Sometimes one utterance, like one picture, is worth a thousand words. Take the word "infinite," for example: Infinite is a word that if thought of in terms of numbers, would start at less than zero and would go on for all the zeroes that could be added across the universe, encompassing all of everything imaginable and unimaginable, forever and ever, consuming itself and all time and matter and even then, continue to have zeroes added. Without the word "infinite," each of us might try to explain the perception of time everlasting in our own way, similar to my explanation in this paragraph, which could get to be very confusing.
My daughter, whose condition compels her to organize and put everything in logical order, asked me once when she was younger and just attempting communicating with me in a broken sort of way, "What is half?" I was frying bacon and decided to use the bacon to describe "half." I said, "when I cut this bacon strip into two even pieces, I am cutting it in half, and that is what half is." She asked--in her own vernacular-if halves ever stop. I explained to her that once you have half, you have half, and that's that.
She left the room and came back around thirty minutes later, asking, "What is half of half of half?" I was dumbfounded at her perception of something I hadn't thought of, but I was still thinking fourths, eighths, sixteenths, etc., until she asked again if halves ever stop. You know the answer! Obviously she didn't know the term infinite, but understood the concept much better than I, apparently. But why go through such a perplexing definition when a genius has conceived the wonderful word, "infinite?" Perhaps it was through lexicography that the word was originally developed.

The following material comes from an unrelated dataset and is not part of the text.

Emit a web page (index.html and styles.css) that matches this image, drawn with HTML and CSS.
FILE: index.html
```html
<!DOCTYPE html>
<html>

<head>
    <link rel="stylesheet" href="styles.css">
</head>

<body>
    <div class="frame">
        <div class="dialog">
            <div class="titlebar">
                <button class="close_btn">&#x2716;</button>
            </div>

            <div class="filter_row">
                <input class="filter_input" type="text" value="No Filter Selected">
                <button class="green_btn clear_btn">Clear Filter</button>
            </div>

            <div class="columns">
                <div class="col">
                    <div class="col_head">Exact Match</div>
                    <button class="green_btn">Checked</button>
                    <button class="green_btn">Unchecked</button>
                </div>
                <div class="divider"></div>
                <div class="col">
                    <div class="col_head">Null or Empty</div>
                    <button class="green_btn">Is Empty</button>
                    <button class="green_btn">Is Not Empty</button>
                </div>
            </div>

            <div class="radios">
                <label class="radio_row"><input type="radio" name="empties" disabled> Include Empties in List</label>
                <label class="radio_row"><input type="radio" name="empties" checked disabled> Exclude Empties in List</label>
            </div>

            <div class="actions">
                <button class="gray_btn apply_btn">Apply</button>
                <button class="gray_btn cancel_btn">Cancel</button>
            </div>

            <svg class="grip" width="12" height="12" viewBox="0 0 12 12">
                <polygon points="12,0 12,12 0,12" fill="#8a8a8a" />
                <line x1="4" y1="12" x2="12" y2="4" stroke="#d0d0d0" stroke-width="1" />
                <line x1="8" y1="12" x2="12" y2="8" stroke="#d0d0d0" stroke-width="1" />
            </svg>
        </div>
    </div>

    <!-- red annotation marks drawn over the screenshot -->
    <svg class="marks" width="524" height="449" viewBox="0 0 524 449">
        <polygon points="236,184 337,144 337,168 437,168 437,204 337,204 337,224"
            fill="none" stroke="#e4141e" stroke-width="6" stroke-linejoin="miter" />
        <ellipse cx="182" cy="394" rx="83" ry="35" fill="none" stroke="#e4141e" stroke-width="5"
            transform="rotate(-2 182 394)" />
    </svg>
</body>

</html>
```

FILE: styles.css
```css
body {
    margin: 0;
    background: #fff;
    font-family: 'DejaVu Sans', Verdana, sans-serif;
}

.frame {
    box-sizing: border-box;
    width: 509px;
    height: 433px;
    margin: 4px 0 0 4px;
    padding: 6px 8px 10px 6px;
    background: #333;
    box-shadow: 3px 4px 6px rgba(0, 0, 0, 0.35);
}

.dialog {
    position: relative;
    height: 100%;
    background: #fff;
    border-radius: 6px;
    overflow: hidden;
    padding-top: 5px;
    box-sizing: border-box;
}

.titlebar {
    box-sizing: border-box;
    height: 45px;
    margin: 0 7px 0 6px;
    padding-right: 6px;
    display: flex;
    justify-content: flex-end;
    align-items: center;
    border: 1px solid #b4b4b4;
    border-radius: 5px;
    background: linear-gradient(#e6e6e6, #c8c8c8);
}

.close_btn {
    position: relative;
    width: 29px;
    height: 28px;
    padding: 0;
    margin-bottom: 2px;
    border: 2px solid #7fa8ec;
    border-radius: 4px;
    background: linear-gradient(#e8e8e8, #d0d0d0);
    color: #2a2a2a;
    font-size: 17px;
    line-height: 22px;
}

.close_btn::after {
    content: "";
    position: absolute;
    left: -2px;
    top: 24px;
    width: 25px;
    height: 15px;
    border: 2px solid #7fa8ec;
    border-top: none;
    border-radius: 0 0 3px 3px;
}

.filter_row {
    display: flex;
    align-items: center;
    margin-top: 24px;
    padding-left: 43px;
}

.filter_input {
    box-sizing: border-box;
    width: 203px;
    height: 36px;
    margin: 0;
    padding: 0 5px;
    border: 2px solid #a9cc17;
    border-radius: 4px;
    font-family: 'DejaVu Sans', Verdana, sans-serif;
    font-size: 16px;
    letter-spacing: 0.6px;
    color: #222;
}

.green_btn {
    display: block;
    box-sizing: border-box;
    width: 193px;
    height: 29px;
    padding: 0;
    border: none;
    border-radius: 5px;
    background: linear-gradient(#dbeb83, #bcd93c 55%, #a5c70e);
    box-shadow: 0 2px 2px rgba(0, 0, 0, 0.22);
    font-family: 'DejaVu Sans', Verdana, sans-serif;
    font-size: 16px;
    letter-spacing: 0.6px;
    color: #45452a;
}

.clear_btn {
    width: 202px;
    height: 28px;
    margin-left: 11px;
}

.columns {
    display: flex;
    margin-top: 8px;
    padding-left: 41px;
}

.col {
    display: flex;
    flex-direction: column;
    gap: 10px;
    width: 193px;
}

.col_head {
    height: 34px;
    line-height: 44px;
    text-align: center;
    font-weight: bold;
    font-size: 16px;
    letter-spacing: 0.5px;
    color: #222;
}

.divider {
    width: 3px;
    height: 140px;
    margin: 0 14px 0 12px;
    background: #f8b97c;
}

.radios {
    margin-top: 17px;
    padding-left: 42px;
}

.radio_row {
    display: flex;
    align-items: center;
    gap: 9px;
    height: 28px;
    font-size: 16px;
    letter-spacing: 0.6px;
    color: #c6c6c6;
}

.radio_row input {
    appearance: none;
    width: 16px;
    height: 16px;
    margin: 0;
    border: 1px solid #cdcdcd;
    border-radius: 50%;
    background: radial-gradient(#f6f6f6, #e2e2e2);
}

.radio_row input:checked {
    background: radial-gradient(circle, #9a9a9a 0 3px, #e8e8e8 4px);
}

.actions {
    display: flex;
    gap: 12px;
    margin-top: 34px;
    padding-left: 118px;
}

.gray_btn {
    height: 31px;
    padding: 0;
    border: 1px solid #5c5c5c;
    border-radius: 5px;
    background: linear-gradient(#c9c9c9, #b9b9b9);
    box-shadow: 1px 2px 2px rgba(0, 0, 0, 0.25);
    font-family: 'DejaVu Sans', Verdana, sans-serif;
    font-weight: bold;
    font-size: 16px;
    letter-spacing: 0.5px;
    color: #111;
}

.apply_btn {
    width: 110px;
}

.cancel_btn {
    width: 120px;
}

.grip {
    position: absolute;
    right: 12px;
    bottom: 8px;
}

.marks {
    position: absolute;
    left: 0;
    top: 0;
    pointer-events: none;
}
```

Several years ago a friend brought to my attention an article in the newspaper on "Facilitated Communication." This concept was getting a lot of attention; parents were being taught this procedure, and classes were being developed for professionals. It was also displayed widely in the news on television shows and on public broadcasting stations as documentaries. It was said that it was discovered (I believe by a doctor) in Australia. I was amazed, because twenty-seven years ago--long before it was named "facilitated communication"--this was one of the ways I discovered that my daughter could write and draw. She was only four or five years old at that time. I SIMPLY DIDN'T HAVE A WORD FOR IT! I would bet that other special parents used that procedure also.

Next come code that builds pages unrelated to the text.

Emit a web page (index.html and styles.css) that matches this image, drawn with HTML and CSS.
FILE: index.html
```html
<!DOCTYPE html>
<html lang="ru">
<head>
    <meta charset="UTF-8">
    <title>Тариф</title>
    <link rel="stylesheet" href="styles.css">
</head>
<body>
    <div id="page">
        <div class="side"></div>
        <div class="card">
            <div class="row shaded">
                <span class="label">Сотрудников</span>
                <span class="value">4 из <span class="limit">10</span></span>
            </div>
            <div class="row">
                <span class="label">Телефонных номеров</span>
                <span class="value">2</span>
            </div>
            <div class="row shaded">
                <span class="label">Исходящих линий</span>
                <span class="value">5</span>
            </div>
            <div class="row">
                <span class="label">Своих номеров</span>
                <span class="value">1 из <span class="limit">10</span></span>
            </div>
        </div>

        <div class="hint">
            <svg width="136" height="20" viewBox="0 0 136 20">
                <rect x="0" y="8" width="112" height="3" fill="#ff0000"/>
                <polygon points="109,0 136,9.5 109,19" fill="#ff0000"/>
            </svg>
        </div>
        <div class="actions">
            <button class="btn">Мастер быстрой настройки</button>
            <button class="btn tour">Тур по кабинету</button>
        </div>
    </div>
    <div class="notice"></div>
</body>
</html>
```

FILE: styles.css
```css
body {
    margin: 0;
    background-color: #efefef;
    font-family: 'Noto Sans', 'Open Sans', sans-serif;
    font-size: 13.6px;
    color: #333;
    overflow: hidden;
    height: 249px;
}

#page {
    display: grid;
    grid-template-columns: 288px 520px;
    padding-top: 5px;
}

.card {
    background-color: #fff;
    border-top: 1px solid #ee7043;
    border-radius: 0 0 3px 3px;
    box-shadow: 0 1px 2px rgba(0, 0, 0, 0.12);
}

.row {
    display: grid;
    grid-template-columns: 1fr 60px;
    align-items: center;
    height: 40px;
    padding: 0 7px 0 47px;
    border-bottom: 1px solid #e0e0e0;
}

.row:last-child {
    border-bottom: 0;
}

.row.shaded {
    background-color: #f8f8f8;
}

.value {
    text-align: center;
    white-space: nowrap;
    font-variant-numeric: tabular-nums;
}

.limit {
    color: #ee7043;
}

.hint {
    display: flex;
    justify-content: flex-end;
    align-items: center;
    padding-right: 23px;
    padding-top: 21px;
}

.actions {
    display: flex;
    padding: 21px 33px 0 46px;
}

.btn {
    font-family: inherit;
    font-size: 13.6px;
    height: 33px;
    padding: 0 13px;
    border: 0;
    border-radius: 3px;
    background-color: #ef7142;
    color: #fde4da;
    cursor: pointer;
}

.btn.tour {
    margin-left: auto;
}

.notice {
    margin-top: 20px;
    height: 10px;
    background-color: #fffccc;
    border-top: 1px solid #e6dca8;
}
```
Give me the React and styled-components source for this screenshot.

This is a new day, and a new time when everything is becoming more individualized, technicalized, reverbalized, and recreated to our own individual needs and usages. Even in this brief article, a number of words that my spell-check did not recognize were used: insightfulness; prioritize; PSN; squeespeech; squeeziness; technicalized; and reverbalized. But, these words were needed to make a point. Join me and make your points loud and clear. Please feel powered to share your individualized thoughts, concepts, expressions and new words as you interact with others. Pick up a dictionary, and remember, the first word was probably: "UH." Now we probably have zillions of words. Just think! Someone else may find that your words describe exactly what they have been trying to express for years!